When she arrived at Attat Hospital in 1984, Sister Elaine was troubled to find that many beds were filled with people suffering from preventable diseases. Ailments as seemingly benign as diarrhea, worms and eye infections were killing some and causing permanent damage for others. Patients who suffered from repeated trachoma infections- a condition that can cause the eyelashes to turn inward- experienced corneal damage and eventual blindness. Many of the illnesses people endured could have been prevented if they drank clean water. Even the trachoma eye infections were an indirect result of unclean water, since the water attracts flies that spread the bacteria.
“Changes in the ways of doing takes time,” shares Sister Elaine. When Medical Mission Sisters (MMS) first arrived at Attat Hospital in 1969 and offered their neighbors clean water from their freshly dug well, their efforts were initially met with resistance. Over time, and with Sister Elaine’s determination and persistence, the first village well was completed in Koromea Village in 1986, and today there are 133 safe water sites in and around Attat, serving an estimated 144,300 people. With the water project, along with pit latrine use and public health outreach, the diseases that had plagued so many have declined with each passing year.

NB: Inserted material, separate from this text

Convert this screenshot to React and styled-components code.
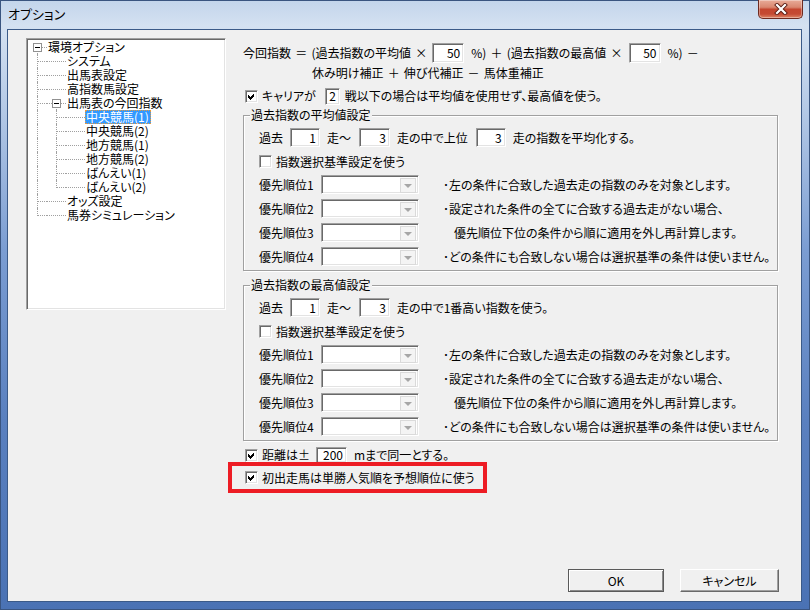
import React from 'react';
import styled, { createGlobalStyle, css } from 'styled-components';

const GlobalStyle = createGlobalStyle`
  html, body {
    margin: 0;
    padding: 0;
    background: #ffffff;
  }
  body {
    font-family: "Noto Sans CJK JP", "Noto Sans", sans-serif;
    font-size: 12px;
    color: #000;
  }
  * {
    box-sizing: border-box;
  }
`;

const sunken = css`
  border: 1px solid;
  border-color: #a0a0a0 #ffffff #ffffff #a0a0a0;
  box-shadow: inset 1px 1px 0 #696969, inset -1px -1px 0 #e3e3e3;
`;

const Window = styled.div`
  width: 810px;
  height: 610px;
  display: flex;
  flex-direction: column;
  background: linear-gradient(to bottom, #c3d5eb 0px, #d4e1f1 26px, #b4c9e6 110px, #7b9dd2 250px, #5a80bf 420px, #4a72b4 100%);
  box-shadow: inset 0 0 0 1px #3a5580;
  font-feature-settings: "palt";
`;

const TitleBar = styled.div`
  height: 29px;
  display: flex;
  justify-content: space-between;
  align-items: flex-start;
  padding: 0 7px 0 8px;
`;

const Caption = styled.div`
  font-size: 13px;
  line-height: 28px;
`;

const CloseButton = styled.div`
  width: 45px;
  height: 19px;
  border: 1px solid #6e2a20;
  border-top: none;
  border-radius: 0 0 5px 5px;
  background: linear-gradient(to bottom, #e8ab98 0%, #d98770 40%, #c4462f 52%, #c54a33 78%, #dd8566 100%);
  box-shadow: inset 0 0 0 1px rgba(255, 255, 255, 0.35);
  display: flex;
  align-items: center;
  justify-content: center;
`;

const FrameBody = styled.div`
  flex: 1;
  display: flex;
  padding: 0 8px 8px 7px;
`;

const Client = styled.div`
  flex: 1;
  display: flex;
  flex-direction: column;
  background: #f0f0f0;
  border: 1px solid #3b5a88;
  padding: 8px 22px 9px 18px;
`;

const TopRow = styled.div`
  display: flex;
  align-items: flex-start;
`;

/* ---------- tree ---------- */

const Tree = styled.div`
  width: 200px;
  height: 272px;
  background: #fff;
  ${sunken};
  padding: 1px 0 0 1px;
`;

const TreeRow = styled.div`
  display: flex;
  height: 14px;
  line-height: 14px;
  white-space: nowrap;
`;

const Cell = styled.span`
  position: relative;
  width: 19px;
  height: 14px;
  flex: none;

  &::before {
    content: '';
    position: absolute;
    left: 9px;
    border-left: 1px dotted #a0a0a0;
    display: ${p => (p.$v ? 'block' : 'none')};
    top: ${p => (p.$v === 'bottom' ? '7px' : '0')};
    height: ${p => (p.$v === 'top' ? '8px' : p.$v === 'bottom' ? '7px' : '14px')};
  }

  &::after {
    content: '';
    position: absolute;
    top: 7px;
    right: 0;
    border-top: 1px dotted #a0a0a0;
    display: ${p => (p.$h ? 'block' : 'none')};
    left: ${p => (p.$h === 'full' ? '0' : '10px')};
  }
`;

const Expander = styled.span`
  position: absolute;
  left: 5px;
  top: 3px;
  width: 9px;
  height: 9px;
  border: 1px solid #919191;
  background: #fff;
  z-index: 1;

  &::after {
    content: '';
    position: absolute;
    left: 1px;
    top: 3px;
    width: 5px;
    height: 1px;
    background: #000;
  }
`;

const TreeLabel = styled.span`
  display: inline-block;
  padding: 0 2px 0 1px;
  height: 14px;
  ${p => p.$selected && css`
    background: #3399ff;
    color: #fff;
    outline: 1px dotted #e89a3c;
    outline-offset: -1px;
  `}
`;

const CELL_SETS = {
  root: [{ v: 'bottom', h: 'right', exp: true }],
  leaf1: [{ v: 'full', h: 'right' }, { h: 'full' }],
  last1: [{ v: 'top', h: 'right' }, { h: 'full' }],
  open1: [{ v: 'full', h: 'right' }, { v: 'bottom', h: 'full', exp: true }],
  leaf2: [{ v: 'full' }, { v: 'full', h: 'right' }, { h: 'full' }],
  last2: [{ v: 'full' }, { v: 'top', h: 'right' }, { h: 'full' }],
};

const treeItems = [
  { label: '環境オプション', cells: 'root' },
  { label: 'システム', cells: 'leaf1' },
  { label: '出馬表設定', cells: 'leaf1' },
  { label: '高指数馬設定', cells: 'leaf1' },
  { label: '出馬表の今回指数', cells: 'open1' },
  { label: '中央競馬(1)', cells: 'leaf2', selected: true },
  { label: '中央競馬(2)', cells: 'leaf2' },
  { label: '地方競馬(1)', cells: 'leaf2' },
  { label: '地方競馬(2)', cells: 'leaf2' },
  { label: 'ばんえい(1)', cells: 'leaf2' },
  { label: 'ばんえい(2)', cells: 'last2' },
  { label: 'オッズ設定', cells: 'leaf1' },
  { label: '馬券シミュレーション', cells: 'last1' },
];

/* ---------- right panel ---------- */

const Panel = styled.div`
  margin: 5px 0 0 17px;
  display: flex;
  flex-direction: column;
`;

const Line = styled.div`
  display: flex;
  align-items: center;
  height: ${p => p.$h}px;
  margin-top: ${p => p.$mt || 0}px;
  padding-left: ${p => p.$pl || 0}px;
  white-space: pre;
  line-height: 14px;
  word-spacing: ${p => p.$ws || 0}px;
`;

const Text = styled.span`
  white-space: pre;
`;

const NumBox = styled.span`
  ${sunken};
  background: #fff;
  width: ${p => p.$w}px;
  height: ${p => p.$h}px;
  flex: none;
  display: inline-flex;
  align-items: center;
  justify-content: flex-end;
  padding-right: 3px;
  margin: 0 ${p => p.$mr ?? 6}px 0 ${p => p.$ml ?? 6}px;
  line-height: 1;
  word-spacing: 0;
`;

const CheckBox = styled.span`
  ${sunken};
  background: #fff;
  width: 13px;
  height: 13px;
  flex: none;
  margin: 0 4px 0 ${p => p.$ml ?? 2}px;
  display: inline-flex;
`;

const Group = styled.div`
  position: relative;
  width: 535px;
  margin-top: ${p => p.$mt}px;
  border: 1px solid #a0a0a0;
  box-shadow: 1px 1px 0 #ffffff, inset 1px 1px 0 #ffffff;
  padding: 12px 0 4px 15px;
  display: flex;
  flex-direction: column;
`;

const Legend = styled.span`
  position: absolute;
  top: -8px;
  left: 6px;
  padding: 0 1px;
  background: #f0f0f0;
  line-height: 14px;
`;

const ComboRow = styled.div`
  display: flex;
  align-items: center;
  height: 19px;
  margin-top: ${p => p.$mt}px;
  line-height: 14px;
  white-space: pre;
`;

const ComboLabel = styled.span`
  width: 62px;
  flex: none;
`;

const Combo = styled.span`
  ${sunken};
  background: #fff;
  width: 98px;
  height: 19px;
  flex: none;
  display: flex;
  justify-content: flex-end;
  padding: 2px;
`;

const DropButton = styled.span`
  width: 16px;
  height: 15px;
  background: #f4f4f4;
  border: 1px solid #dadada;
  display: flex;
  align-items: center;
  justify-content: center;

  &::after {
    content: '';
    border-left: 4px solid transparent;
    border-right: 4px solid transparent;
    border-top: 4px solid #a6a6a6;
  }
`;

const Desc = styled.span`
  margin-left: ${p => 24 + (p.$indent || 0)}px;
`;

const Highlight = styled.div`
  width: 259px;
  height: 31px;
  margin: -1px 0 0 -15px;
  border: 4px solid #ed1c24;
  padding-left: 11px;
  display: flex;
  align-items: center;
  white-space: pre;
  line-height: 14px;
`;

/* ---------- footer ---------- */

const Footer = styled.div`
  margin-top: auto;
  display: flex;
  justify-content: flex-end;
  gap: 16px;
`;

const Button = styled.button`
  width: ${p => p.$w}px;
  height: 23px;
  font: inherit;
  font-size: 12px;
  color: #000;
  background: #f0f0f0;
  border: 1px solid;
  border-color: #ffffff #696969 #696969 #ffffff;
  box-shadow: inset -1px -1px 0 #a0a0a0;
  padding: 0;
  ${p => p.$default && css`
    border-color: #5a5a5a;
    box-shadow: inset 1px 1px 0 #ffffff, inset -1px -1px 0 #8a8a8a;
  `}
`;

const descLines = [
  { text: '･左の条件に合致した過去走の指数のみを対象とします。' },
  { text: '･設定された条件の全てに合致する過去走がない場合、' },
  { text: '優先順位下位の条件から順に適用を外し再計算します。', indent: 11 },
  { text: '･どの条件にも合致しない場合は選択基準の条件は使いません。' },
];

const CheckMark = () => (
  <svg width="11" height="11" viewBox="0 0 11 11" shapeRendering="crispEdges">
    <polygon points="2,4 4,6 8,2 8,5 4,9 2,7" fill="#000" />
  </svg>
);

const CloseIcon = () => (
  <svg width="14" height="12" viewBox="0 0 14 12">
    <path d="M3 2 L11 10 M11 2 L3 10" stroke="#5a1c14" strokeWidth="4" strokeLinecap="square" />
    <path d="M3 2 L11 10 M11 2 L3 10" stroke="#ffffff" strokeWidth="2.2" strokeLinecap="square" />
  </svg>
);

const PriorityRows = () => (
  <>
    {descLines.map((d, i) => (
      <ComboRow key={i} $mt={i === 0 ? 6 : 5}>
        <ComboLabel>{`優先順位${i + 1}`}</ComboLabel>
        <Combo><DropButton /></Combo>
        <Desc $indent={d.indent}>{d.text}</Desc>
      </ComboRow>
    ))}
  </>
);

const SettingGroup = ({ title, mt, children }) => (
  <Group $mt={mt}>
    <Legend>{title}</Legend>
    <Line $h={19}>
      <Text>過去</Text>
      <NumBox $w={30} $h={19} $ml={7} $mr={7}>1</NumBox>
      <Text>走～</Text>
      <NumBox $w={31} $h={19} $ml={8} $mr={7}>3</NumBox>
      {children}
    </Line>
    <Line $h={15} $mt={7}>
      <CheckBox $ml={0} />
      <Text>指数選択基準設定を使う</Text>
    </Line>
    <PriorityRows />
  </Group>
);

export default function App() {
  return (
    <>
      <GlobalStyle />
      <Window>
        <TitleBar>
          <Caption>オプション</Caption>
          <CloseButton><CloseIcon /></CloseButton>
        </TitleBar>
        <FrameBody>
          <Client>
            <TopRow>
              <Tree>
                {treeItems.map(item => (
                  <TreeRow key={item.label}>
                    {CELL_SETS[item.cells].map((c, i) => (
                      <Cell key={i} $v={c.v} $h={c.h}>
                        {c.exp && <Expander />}
                      </Cell>
                    ))}
                    <TreeLabel $selected={item.selected}>{item.label}</TreeLabel>
                  </TreeRow>
                ))}
              </Tree>
              <Panel>
                <Line $h={20} $ws={1.5}>
                  <Text>今回指数 ＝ (過去指数の平均値 ×</Text>
                  <NumBox $w={32} $h={20} $ml={5} $mr={7}>50</NumBox>
                  <Text>%) ＋ (過去指数の最高値 ×</Text>
                  <NumBox $w={32} $h={20} $ml={6} $mr={7}>50</NumBox>
                  <Text>%) －</Text>
                </Line>
                <Line $h={14} $mt={3} $pl={69} $ws={1.5}>
                  <Text>休み明け補正 ＋ 伸び代補正 － 馬体重補正</Text>
                </Line>
                <Line $h={18} $mt={7}>
                  <CheckBox><CheckMark /></CheckBox>
                  <Text>キャリアが</Text>
                  <NumBox $w={15} $h={17} $ml={9} $mr={5}>2</NumBox>
                  <Text>戦以下の場合は平均値を使用せず、最高値を使う。</Text>
                </Line>

                <SettingGroup title="過去指数の平均値設定" mt={10}>
                  <Text>走の中で上位</Text>
                  <NumBox $w={30} $h={19} $ml={8} $mr={7}>3</NumBox>
                  <Text>走の指数を平均化する。</Text>
                </SettingGroup>

                <SettingGroup title="過去指数の最高値設定" mt={14}>
                  <Text>走の中で1番高い指数を使う。</Text>
                </SettingGroup>

                <Line $h={16} $mt={6}>
                  <CheckBox><CheckMark /></CheckBox>
                  <Text>距離は±</Text>
                  <NumBox $w={31} $h={16} $ml={6} $mr={7}>200</NumBox>
                  <Text>mまで同一とする。</Text>
                </Line>
                <Highlight>
                  <CheckBox><CheckMark /></CheckBox>
                  <Text>初出走馬は単勝人気順を予想順位に使う</Text>
                </Highlight>
              </Panel>
            </TopRow>
            <Footer>
              <Button $default $w={96}>OK</Button>
              <Button $w={99}>キャンセル</Button>
            </Footer>
          </Client>
        </FrameBody>
      </Window>
    </>
  );
}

Sister Elaine recalls: “At first, as the program was started, we were told, ‘the children no longer die.’ As the program developed… we were told, ‘even the old people don’t die!’ Now we are told, ‘the poor do not get sick any more often than the rich!'”
Throughout the world those made poor, especially those who live in rural areas, are often at risk for diseases that could be prevented with clean water or, in other cases, with modern vaccines. In the mountains of Peru, a measles epidemic had intermittently attacked the pueblos of Caylloma since the 17th century. With each outbreak, nearly an entire generation of children would perish.
Until the 1980’s, the Peruvian government’s efforts to provide vaccinations to rural areas had been disorganized and ineffective, according to Sister Pat Gootee, who accepted the government’s invitation to oversee what would turn out to be a successful vaccination program.
A previous vaccination team had failed to warn people that a temporary sore would form in the injection spot, and parents were suspicious and fearful. Sister Pat recalls a few instances in which a child would run up to her and ask her to quickly give them an injection, before their parents could catch them. For one year, Sister Pat and a group of volunteers traveled around the entire province, building trust and administering the vaccine. As the women and men discovered that she was indeed someone they could trust, Sister Pat and her team were able to end a nearly 400-year-old plague.
Today in Pakistan, where federal funding for vaccinations isn’t always so easy to come by, MMS in the Lahore Community are nevertheless working against the odds to reduce the nation’s childhood mortality rates, offering a nutrition program as well as vaccines to fight diseases like tuberculosis, polio, measles, diphtheria and hepatitis B.
In so many ways, Medical Mission Sisters continue to carry the torch of MMS’s four founding Sisters, who carried the fire and flame in their hearts, and were determined to bring health and healing to those most in need.